┌──

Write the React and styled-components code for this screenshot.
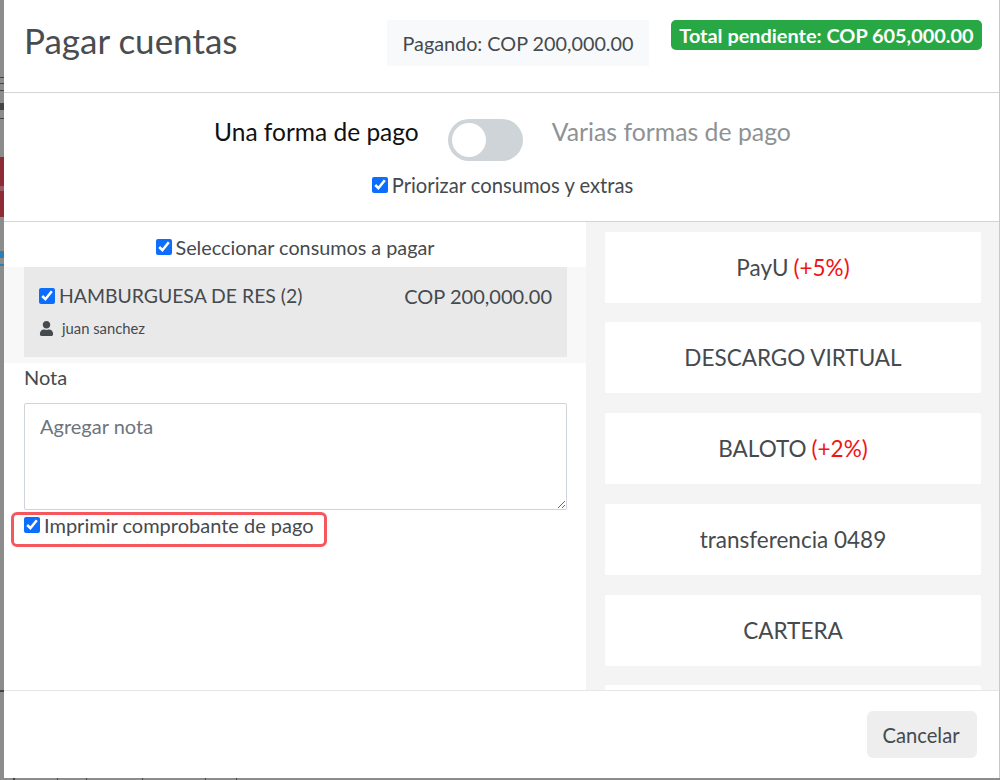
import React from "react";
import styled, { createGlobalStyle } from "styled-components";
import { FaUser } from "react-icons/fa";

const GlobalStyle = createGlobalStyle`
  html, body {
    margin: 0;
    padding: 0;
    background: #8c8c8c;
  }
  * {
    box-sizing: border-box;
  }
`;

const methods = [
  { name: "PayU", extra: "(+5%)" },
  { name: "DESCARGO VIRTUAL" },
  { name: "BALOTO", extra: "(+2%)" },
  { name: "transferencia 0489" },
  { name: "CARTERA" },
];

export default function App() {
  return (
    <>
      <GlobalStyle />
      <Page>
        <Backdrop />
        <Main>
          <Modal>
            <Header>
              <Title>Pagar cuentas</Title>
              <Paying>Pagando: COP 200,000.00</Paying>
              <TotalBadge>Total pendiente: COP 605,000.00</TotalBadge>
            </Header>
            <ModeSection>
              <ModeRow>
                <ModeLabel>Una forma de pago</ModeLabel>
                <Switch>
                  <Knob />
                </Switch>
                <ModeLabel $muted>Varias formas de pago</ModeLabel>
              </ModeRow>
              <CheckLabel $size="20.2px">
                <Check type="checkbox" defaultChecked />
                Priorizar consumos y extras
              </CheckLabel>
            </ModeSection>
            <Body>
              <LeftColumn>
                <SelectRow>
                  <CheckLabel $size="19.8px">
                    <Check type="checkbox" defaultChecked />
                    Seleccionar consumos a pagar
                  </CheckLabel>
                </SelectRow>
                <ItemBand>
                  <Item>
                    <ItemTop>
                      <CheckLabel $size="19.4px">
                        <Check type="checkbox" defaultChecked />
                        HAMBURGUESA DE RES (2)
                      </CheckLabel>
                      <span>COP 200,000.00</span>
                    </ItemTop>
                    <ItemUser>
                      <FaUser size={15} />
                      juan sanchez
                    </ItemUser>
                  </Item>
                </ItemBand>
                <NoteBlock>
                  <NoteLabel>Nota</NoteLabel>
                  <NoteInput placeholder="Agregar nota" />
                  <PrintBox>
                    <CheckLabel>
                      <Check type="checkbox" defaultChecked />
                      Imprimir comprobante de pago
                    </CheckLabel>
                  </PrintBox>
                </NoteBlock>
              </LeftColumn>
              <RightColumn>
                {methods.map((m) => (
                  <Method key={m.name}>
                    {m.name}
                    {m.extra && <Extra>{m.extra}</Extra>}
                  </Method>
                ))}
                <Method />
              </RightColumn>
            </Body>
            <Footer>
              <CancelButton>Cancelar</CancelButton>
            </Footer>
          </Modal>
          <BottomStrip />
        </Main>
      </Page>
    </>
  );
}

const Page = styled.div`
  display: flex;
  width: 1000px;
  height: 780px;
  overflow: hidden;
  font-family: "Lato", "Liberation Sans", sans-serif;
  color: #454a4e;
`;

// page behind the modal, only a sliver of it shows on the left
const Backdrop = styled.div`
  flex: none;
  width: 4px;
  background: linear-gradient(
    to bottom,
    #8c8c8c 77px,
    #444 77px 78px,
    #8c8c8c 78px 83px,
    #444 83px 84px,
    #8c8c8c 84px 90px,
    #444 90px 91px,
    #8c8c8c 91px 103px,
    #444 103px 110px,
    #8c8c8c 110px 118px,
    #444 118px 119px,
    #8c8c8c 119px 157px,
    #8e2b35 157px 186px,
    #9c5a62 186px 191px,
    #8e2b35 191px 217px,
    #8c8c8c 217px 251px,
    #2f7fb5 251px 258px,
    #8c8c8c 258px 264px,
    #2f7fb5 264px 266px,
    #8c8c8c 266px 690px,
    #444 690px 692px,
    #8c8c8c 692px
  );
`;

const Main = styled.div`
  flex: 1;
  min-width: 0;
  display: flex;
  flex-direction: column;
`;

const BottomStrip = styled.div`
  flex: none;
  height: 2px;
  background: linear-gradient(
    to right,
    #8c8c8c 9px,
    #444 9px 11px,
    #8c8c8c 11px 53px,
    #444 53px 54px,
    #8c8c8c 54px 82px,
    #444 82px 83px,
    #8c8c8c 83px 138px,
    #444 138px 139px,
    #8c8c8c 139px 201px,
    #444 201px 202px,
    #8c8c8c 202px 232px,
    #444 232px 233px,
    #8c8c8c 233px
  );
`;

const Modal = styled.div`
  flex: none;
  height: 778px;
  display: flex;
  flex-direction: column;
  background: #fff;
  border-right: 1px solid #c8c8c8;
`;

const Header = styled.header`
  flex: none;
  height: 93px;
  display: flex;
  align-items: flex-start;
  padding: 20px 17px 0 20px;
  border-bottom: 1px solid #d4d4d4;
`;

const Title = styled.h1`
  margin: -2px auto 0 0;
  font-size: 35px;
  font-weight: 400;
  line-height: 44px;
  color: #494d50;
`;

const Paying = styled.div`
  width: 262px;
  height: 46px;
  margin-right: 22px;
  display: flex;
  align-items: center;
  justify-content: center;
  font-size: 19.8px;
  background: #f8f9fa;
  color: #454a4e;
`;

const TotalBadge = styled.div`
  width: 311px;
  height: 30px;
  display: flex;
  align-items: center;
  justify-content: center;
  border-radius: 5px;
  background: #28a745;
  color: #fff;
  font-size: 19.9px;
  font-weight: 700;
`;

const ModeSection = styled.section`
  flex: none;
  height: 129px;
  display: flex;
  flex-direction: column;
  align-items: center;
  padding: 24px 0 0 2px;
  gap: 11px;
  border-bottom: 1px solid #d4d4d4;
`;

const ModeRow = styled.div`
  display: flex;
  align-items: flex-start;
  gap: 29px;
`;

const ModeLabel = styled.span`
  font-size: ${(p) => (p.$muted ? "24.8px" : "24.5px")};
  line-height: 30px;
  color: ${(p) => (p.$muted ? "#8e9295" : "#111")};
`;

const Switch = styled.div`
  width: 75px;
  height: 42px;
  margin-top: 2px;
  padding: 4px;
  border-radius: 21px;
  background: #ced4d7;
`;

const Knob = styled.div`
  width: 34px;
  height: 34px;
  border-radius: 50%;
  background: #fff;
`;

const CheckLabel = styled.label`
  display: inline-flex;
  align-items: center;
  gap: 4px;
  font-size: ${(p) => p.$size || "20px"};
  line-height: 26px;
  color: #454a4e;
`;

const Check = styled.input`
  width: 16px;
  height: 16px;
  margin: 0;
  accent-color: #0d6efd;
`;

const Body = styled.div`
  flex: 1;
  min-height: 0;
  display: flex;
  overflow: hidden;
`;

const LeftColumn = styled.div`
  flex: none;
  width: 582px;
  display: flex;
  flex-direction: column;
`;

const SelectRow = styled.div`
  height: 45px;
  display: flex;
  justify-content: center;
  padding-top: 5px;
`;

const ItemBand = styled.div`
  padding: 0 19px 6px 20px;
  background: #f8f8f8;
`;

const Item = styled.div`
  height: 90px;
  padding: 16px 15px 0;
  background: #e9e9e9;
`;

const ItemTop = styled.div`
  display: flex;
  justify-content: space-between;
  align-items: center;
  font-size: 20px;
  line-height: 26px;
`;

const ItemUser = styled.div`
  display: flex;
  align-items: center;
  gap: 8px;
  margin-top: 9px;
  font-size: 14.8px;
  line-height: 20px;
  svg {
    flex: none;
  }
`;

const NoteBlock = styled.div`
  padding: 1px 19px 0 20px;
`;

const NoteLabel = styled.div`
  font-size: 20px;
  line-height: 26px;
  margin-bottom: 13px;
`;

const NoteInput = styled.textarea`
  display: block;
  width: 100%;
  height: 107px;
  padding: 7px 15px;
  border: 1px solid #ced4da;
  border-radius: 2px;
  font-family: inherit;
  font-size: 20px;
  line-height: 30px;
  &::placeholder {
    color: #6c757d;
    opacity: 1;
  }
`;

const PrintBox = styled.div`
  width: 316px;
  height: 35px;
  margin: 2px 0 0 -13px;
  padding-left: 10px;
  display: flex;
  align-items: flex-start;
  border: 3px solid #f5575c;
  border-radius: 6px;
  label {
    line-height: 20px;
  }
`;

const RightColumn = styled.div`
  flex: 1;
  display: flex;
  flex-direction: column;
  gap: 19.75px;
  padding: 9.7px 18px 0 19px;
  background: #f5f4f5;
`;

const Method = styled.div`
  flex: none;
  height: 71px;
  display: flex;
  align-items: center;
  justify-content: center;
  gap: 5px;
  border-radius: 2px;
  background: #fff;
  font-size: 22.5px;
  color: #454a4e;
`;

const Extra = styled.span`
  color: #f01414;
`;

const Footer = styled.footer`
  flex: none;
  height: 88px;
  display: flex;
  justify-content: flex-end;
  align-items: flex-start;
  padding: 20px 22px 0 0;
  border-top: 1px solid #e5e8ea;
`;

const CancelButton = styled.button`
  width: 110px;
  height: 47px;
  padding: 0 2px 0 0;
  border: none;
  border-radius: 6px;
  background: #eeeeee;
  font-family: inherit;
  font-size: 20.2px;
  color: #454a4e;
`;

└──

What you need to do: Copy every line that includes the string "components" from the material above.

Final answer:
Write the React and styled-components code for this screenshot.
import styled, { createGlobalStyle } from "styled-components";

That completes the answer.